→ INPUT:
====

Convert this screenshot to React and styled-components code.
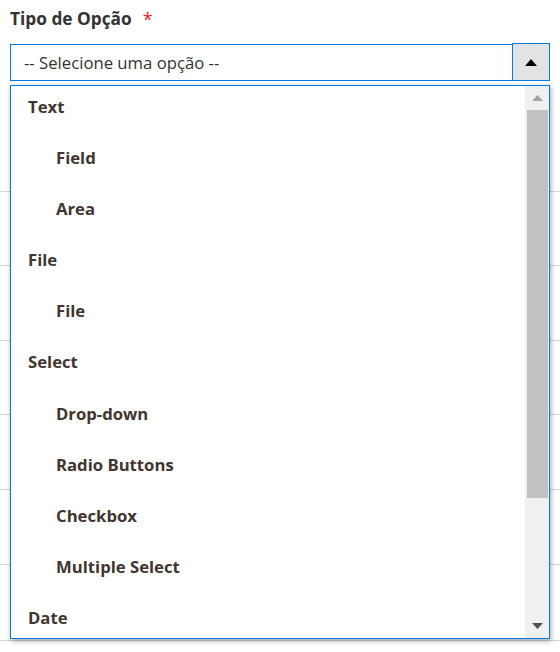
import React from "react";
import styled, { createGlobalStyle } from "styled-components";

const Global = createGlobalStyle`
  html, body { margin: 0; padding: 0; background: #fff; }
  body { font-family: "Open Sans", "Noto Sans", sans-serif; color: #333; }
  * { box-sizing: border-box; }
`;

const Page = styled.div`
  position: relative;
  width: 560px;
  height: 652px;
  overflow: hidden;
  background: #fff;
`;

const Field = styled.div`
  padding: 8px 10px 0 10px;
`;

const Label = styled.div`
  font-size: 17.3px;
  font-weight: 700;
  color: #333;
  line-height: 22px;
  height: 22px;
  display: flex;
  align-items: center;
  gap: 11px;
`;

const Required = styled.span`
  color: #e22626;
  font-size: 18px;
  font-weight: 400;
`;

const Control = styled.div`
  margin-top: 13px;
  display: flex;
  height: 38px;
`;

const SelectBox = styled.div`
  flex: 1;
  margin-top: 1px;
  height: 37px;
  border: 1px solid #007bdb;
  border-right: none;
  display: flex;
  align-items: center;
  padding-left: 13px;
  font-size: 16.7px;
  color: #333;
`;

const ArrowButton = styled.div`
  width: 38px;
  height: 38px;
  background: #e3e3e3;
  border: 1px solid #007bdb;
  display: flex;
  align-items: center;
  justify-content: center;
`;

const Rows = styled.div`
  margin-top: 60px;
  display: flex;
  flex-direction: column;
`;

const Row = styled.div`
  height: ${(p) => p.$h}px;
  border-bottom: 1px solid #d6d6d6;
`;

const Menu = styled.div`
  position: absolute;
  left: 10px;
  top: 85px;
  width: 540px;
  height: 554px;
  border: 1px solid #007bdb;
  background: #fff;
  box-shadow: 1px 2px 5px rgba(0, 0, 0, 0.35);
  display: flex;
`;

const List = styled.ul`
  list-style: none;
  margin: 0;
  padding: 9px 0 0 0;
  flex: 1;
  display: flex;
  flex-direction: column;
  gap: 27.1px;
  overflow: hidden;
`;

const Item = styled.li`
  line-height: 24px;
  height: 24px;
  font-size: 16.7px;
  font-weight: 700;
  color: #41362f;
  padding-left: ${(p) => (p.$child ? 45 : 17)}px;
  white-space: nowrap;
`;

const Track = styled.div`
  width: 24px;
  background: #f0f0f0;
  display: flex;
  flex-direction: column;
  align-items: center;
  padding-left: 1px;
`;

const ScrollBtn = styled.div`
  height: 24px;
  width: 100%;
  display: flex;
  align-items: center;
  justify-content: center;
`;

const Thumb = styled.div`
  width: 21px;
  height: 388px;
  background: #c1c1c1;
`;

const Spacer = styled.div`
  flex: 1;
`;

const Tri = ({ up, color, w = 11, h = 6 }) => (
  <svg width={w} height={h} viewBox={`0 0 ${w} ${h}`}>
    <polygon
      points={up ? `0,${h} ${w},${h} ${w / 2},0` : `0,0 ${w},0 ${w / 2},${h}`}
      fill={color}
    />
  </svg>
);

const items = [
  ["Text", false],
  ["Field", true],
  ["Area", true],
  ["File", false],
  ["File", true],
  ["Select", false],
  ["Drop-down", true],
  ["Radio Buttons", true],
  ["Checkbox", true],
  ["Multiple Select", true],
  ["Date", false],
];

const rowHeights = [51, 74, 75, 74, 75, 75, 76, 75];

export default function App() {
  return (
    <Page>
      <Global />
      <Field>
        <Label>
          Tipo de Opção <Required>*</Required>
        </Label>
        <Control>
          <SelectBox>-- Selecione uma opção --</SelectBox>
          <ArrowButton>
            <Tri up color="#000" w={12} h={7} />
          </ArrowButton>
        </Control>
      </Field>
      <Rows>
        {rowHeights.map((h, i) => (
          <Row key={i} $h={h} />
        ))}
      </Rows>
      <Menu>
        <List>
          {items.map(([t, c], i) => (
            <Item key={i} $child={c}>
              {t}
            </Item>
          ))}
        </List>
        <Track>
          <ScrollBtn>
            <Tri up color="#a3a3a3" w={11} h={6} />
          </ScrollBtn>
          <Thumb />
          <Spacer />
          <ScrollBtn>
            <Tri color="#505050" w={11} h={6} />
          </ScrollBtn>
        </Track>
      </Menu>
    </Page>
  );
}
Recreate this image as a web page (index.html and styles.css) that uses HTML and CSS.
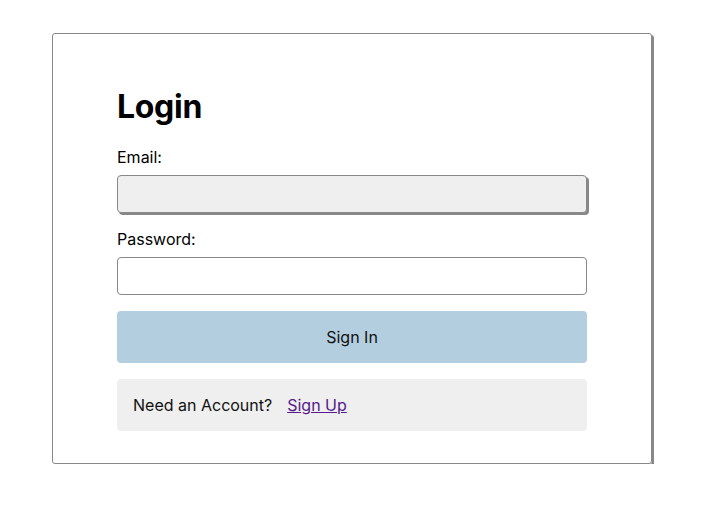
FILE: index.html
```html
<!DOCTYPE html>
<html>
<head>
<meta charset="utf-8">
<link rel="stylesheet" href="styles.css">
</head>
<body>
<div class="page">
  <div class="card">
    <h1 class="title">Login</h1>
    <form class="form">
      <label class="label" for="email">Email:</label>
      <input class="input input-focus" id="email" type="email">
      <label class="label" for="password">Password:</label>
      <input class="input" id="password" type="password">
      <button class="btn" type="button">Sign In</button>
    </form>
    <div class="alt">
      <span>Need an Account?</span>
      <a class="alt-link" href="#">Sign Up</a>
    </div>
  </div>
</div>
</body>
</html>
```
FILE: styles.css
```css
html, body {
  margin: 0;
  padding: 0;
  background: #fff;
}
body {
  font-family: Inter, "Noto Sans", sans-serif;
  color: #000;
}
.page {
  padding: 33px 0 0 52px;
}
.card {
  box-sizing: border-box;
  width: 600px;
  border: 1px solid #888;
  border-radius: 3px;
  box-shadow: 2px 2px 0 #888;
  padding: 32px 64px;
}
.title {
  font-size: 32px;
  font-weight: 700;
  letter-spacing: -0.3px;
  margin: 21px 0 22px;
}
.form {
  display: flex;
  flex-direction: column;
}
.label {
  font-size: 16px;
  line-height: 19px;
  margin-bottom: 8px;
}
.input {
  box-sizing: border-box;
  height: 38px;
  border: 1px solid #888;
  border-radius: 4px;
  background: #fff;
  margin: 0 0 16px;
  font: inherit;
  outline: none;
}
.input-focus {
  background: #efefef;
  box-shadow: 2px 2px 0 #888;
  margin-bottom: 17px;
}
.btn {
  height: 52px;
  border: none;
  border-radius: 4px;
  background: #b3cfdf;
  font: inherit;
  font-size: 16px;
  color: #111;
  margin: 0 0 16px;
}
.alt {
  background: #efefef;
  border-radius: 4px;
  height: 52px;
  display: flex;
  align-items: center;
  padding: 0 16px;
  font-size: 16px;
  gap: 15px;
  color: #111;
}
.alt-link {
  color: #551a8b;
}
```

====

→ THE EXERCISE: Leave out the pictures and copy everything else in the records word for word.

→ TASK SOLUTION:
Convert this screenshot to React and styled-components code.
import React from "react";
import styled, { createGlobalStyle } from "styled-components";

const Global = createGlobalStyle`
  html, body { margin: 0; padding: 0; background: #fff; }
  body { font-family: "Open Sans", "Noto Sans", sans-serif; color: #333; }
  * { box-sizing: border-box; }
`;

const Page = styled.div`
  position: relative;
  width: 560px;
  height: 652px;
  overflow: hidden;
  background: #fff;
`;

const Field = styled.div`
  padding: 8px 10px 0 10px;
`;

const Label = styled.div`
  font-size: 17.3px;
  font-weight: 700;
  color: #333;
  line-height: 22px;
  height: 22px;
  display: flex;
  align-items: center;
  gap: 11px;
`;

const Required = styled.span`
  color: #e22626;
  font-size: 18px;
  font-weight: 400;
`;

const Control = styled.div`
  margin-top: 13px;
  display: flex;
  height: 38px;
`;

const SelectBox = styled.div`
  flex: 1;
  margin-top: 1px;
  height: 37px;
  border: 1px solid #007bdb;
  border-right: none;
  display: flex;
  align-items: center;
  padding-left: 13px;
  font-size: 16.7px;
  color: #333;
`;

const ArrowButton = styled.div`
  width: 38px;
  height: 38px;
  background: #e3e3e3;
  border: 1px solid #007bdb;
  display: flex;
  align-items: center;
  justify-content: center;
`;

const Rows = styled.div`
  margin-top: 60px;
  display: flex;
  flex-direction: column;
`;

const Row = styled.div`
  height: ${(p) => p.$h}px;
  border-bottom: 1px solid #d6d6d6;
`;

const Menu = styled.div`
  position: absolute;
  left: 10px;
  top: 85px;
  width: 540px;
  height: 554px;
  border: 1px solid #007bdb;
  background: #fff;
  box-shadow: 1px 2px 5px rgba(0, 0, 0, 0.35);
  display: flex;
`;

const List = styled.ul`
  list-style: none;
  margin: 0;
  padding: 9px 0 0 0;
  flex: 1;
  display: flex;
  flex-direction: column;
  gap: 27.1px;
  overflow: hidden;
`;

const Item = styled.li`
  line-height: 24px;
  height: 24px;
  font-size: 16.7px;
  font-weight: 700;
  color: #41362f;
  padding-left: ${(p) => (p.$child ? 45 : 17)}px;
  white-space: nowrap;
`;

const Track = styled.div`
  width: 24px;
  background: #f0f0f0;
  display: flex;
  flex-direction: column;
  align-items: center;
  padding-left: 1px;
`;

const ScrollBtn = styled.div`
  height: 24px;
  width: 100%;
  display: flex;
  align-items: center;
  justify-content: center;
`;

const Thumb = styled.div`
  width: 21px;
  height: 388px;
  background: #c1c1c1;
`;

const Spacer = styled.div`
  flex: 1;
`;

const Tri = ({ up, color, w = 11, h = 6 }) => (
  <svg width={w} height={h} viewBox={`0 0 ${w} ${h}`}>
    <polygon
      points={up ? `0,${h} ${w},${h} ${w / 2},0` : `0,0 ${w},0 ${w / 2},${h}`}
      fill={color}
    />
  </svg>
);

const items = [
  ["Text", false],
  ["Field", true],
  ["Area", true],
  ["File", false],
  ["File", true],
  ["Select", false],
  ["Drop-down", true],
  ["Radio Buttons", true],
  ["Checkbox", true],
  ["Multiple Select", true],
  ["Date", false],
];

const rowHeights = [51, 74, 75, 74, 75, 75, 76, 75];

export default function App() {
  return (
    <Page>
      <Global />
      <Field>
        <Label>
          Tipo de Opção <Required>*</Required>
        </Label>
        <Control>
          <SelectBox>-- Selecione uma opção --</SelectBox>
          <ArrowButton>
            <Tri up color="#000" w={12} h={7} />
          </ArrowButton>
        </Control>
      </Field>
      <Rows>
        {rowHeights.map((h, i) => (
          <Row key={i} $h={h} />
        ))}
      </Rows>
      <Menu>
        <List>
          {items.map(([t, c], i) => (
            <Item key={i} $child={c}>
              {t}
            </Item>
          ))}
        </List>
        <Track>
          <ScrollBtn>
            <Tri up color="#a3a3a3" w={11} h={6} />
          </ScrollBtn>
          <Thumb />
          <Spacer />
          <ScrollBtn>
            <Tri color="#505050" w={11} h={6} />
          </ScrollBtn>
        </Track>
      </Menu>
    </Page>
  );
}
Recreate this image as a web page (index.html and styles.css) that uses HTML and CSS.
FILE: index.html
```html
<!DOCTYPE html>
<html>
<head>
<meta charset="utf-8">
<link rel="stylesheet" href="styles.css">
</head>
<body>
<div class="page">
  <div class="card">
    <h1 class="title">Login</h1>
    <form class="form">
      <label class="label" for="email">Email:</label>
      <input class="input input-focus" id="email" type="email">
      <label class="label" for="password">Password:</label>
      <input class="input" id="password" type="password">
      <button class="btn" type="button">Sign In</button>
    </form>
    <div class="alt">
      <span>Need an Account?</span>
      <a class="alt-link" href="#">Sign Up</a>
    </div>
  </div>
</div>
</body>
</html>
```
FILE: styles.css
```css
html, body {
  margin: 0;
  padding: 0;
  background: #fff;
}
body {
  font-family: Inter, "Noto Sans", sans-serif;
  color: #000;
}
.page {
  padding: 33px 0 0 52px;
}
.card {
  box-sizing: border-box;
  width: 600px;
  border: 1px solid #888;
  border-radius: 3px;
  box-shadow: 2px 2px 0 #888;
  padding: 32px 64px;
}
.title {
  font-size: 32px;
  font-weight: 700;
  letter-spacing: -0.3px;
  margin: 21px 0 22px;
}
.form {
  display: flex;
  flex-direction: column;
}
.label {
  font-size: 16px;
  line-height: 19px;
  margin-bottom: 8px;
}
.input {
  box-sizing: border-box;
  height: 38px;
  border: 1px solid #888;
  border-radius: 4px;
  background: #fff;
  margin: 0 0 16px;
  font: inherit;
  outline: none;
}
.input-focus {
  background: #efefef;
  box-shadow: 2px 2px 0 #888;
  margin-bottom: 17px;
}
.btn {
  height: 52px;
  border: none;
  border-radius: 4px;
  background: #b3cfdf;
  font: inherit;
  font-size: 16px;
  color: #111;
  margin: 0 0 16px;
}
.alt {
  background: #efefef;
  border-radius: 4px;
  height: 52px;
  display: flex;
  align-items: center;
  padding: 0 16px;
  font-size: 16px;
  gap: 15px;
  color: #111;
}
.alt-link {
  color: #551a8b;
}
```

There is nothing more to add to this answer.